Across the book, you are also conducting a conversation about the disciplinary shift from Cinema Studies (where you situated your earlier work) and Media Studies, Dare I say Comparative Media Studies (where you situate this current project.) Yet, clearly, earlier writers of film history were interested in film’s relationship with painting, photography and various forms of popular theater. In what ways does the new focus on thinking across media break from that earlier tradition? What do you think your project gained from embracing those conceptual shifts?

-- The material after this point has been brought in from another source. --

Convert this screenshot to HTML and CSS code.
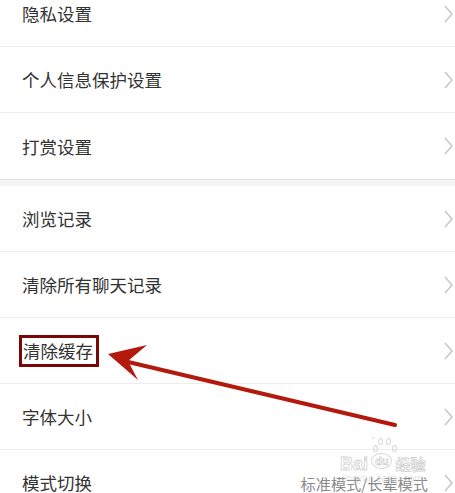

Thank you for that question. I think we have to remember that Film Studies emerged in the context of a great truism or cliché: “cinema is the art form of the 20th century.” If that was the case, much needed to be done. Filmmakers—major and minor—needed to be studied and assessed. Film works needed to be restored and presented to the public. We needed to understand the history of this art form on a level of detail and sophistication which had not really begun to happen. In this context, I realized that beginnings are important and since little was really known in terms of the formative years of motion pictures, that this was in particular need of being studied. Also I quickly discovered that the questions and answers that came out of such investigations were not necessarily the ones that we would have expected. They made me really think about the very different ways cinema had been cinema over the course of its history. At the same time, this pre-Griffith period was a period before film was considered an art—either at the time or by our contemporaries. So in that respect the study of early cinema was already moving in a media studies direction.
The first fifteen years of my sustained, in-depth investigation into American early cinema (1976 to 1991) were focused on mapping out its history on multiple levels. In this, I obviously was not alone but part of a generation of scholars often associated with the 1978 Brighton Conference. We sought to understand the changing nature of film style as well as the dialectics between modes of production and representation. The American motion picture industry was shaped in many ways by a series of legal battles around patents and copyright. I was particularly interested in figuring out the rapid shifts in cinema practices. We certainly attended to the ways cinema interacted with and appropriated elements from various popular cultural forms in terms of subject matter but also in areas such as exhibition (vaudeville, illustrated lectures and more). We were interested in intertextuality and then increasingly in intermediality. Cinema, however, was always the starting point. Obviously, I wrote about Biograph, McKinley and the way cinema had played an active role in American politics only a few months after commercially successful projected motion pictures appeared in the US. However, because it was always in terms of a history of cinema, such investigations often stopped short.
When people talk about the death of cinema, it is not that cinema died but it ceased to be this dominant art form. With the fading of art cinema, some might argue that it even became a minor art form produced for a modest group of educated cognoscenti; but even if one wants to include major Hollywood blockbusters, its hegemony was broken. Television, video games, the Internet and social media: media studies was really a necessary engagement with a new and very different cultural realm. Although I came to Politicking and Emergent Media through my interest in early cinema, I wanted to decenter cinema and re-situate it in a much broader media landscape. At the same time, a much broader media landscape created problems of focus and shape. Concentrating on U.S. presidential political campaigns proved a clever and effective solution. It enabled me to ask a whole series of new and interesting questions. One of the fundamental questions I had to pursue: what was the relevant media formation for this undertaking. I realized that newspapers were a central component, which quickly put me somewhat at odds with the Amsterdam model of Thomas Elsaesser. It was also essential to include public oratory and pageantry, which did not depend on technologies of reproducibility which extends the range of media that Lisa Gitelman and others had been investigating. The result was a more open-ended investigation with many surprises.
One modest example: I had been interested in the stereopticon but again as part of a history of screen practice as a way to understand cinema’s rapid emergence as a sophisticated cultural force after 1896. So, it required a conceptual adjustment to realize that the stereopticon was arguably a more pervasive and politically influential media form than cinema in 1899-1900, at least when it came to presenting narratives of US imperial conquest. Comparing the role of the phonograph to motion pictures was straight forward but the role of the telephone—and in a different way the bicycle—was completely unexpected. For me it produced a richer and more interesting story—a story that resonates with the contemporary moment but always in unexpected ways. There is no question that Republicans were the party of big business and US imperial expansion but they were also generally more progressive on environmental issues and women’s suffrage. What surprised and intrigued me the most in the course of this undertaking was that Republicans, particularly in the decisive 1896 election, presented themselves implicitly and explicitly as the party of technological innovation and hope, conveying an optimism about the future that would reaffirm Republican dominance in the political realm until the Great Depression.
Charles Musser is a Professor of Film and Media Studies, American Studies and Theater Studies at Yale University where he teaches courses on the history of film and media as well as documentary (both production and critical studies). He recently completed a new feature-length documentary Our Family Album (2018), an essay film on Love, War and the Power of Photography. Its literary counterpart, Our Family Album: Essay-Script-Annotations-images is being published by John Libbey and will be distributed by Indiana University Press in late 2019.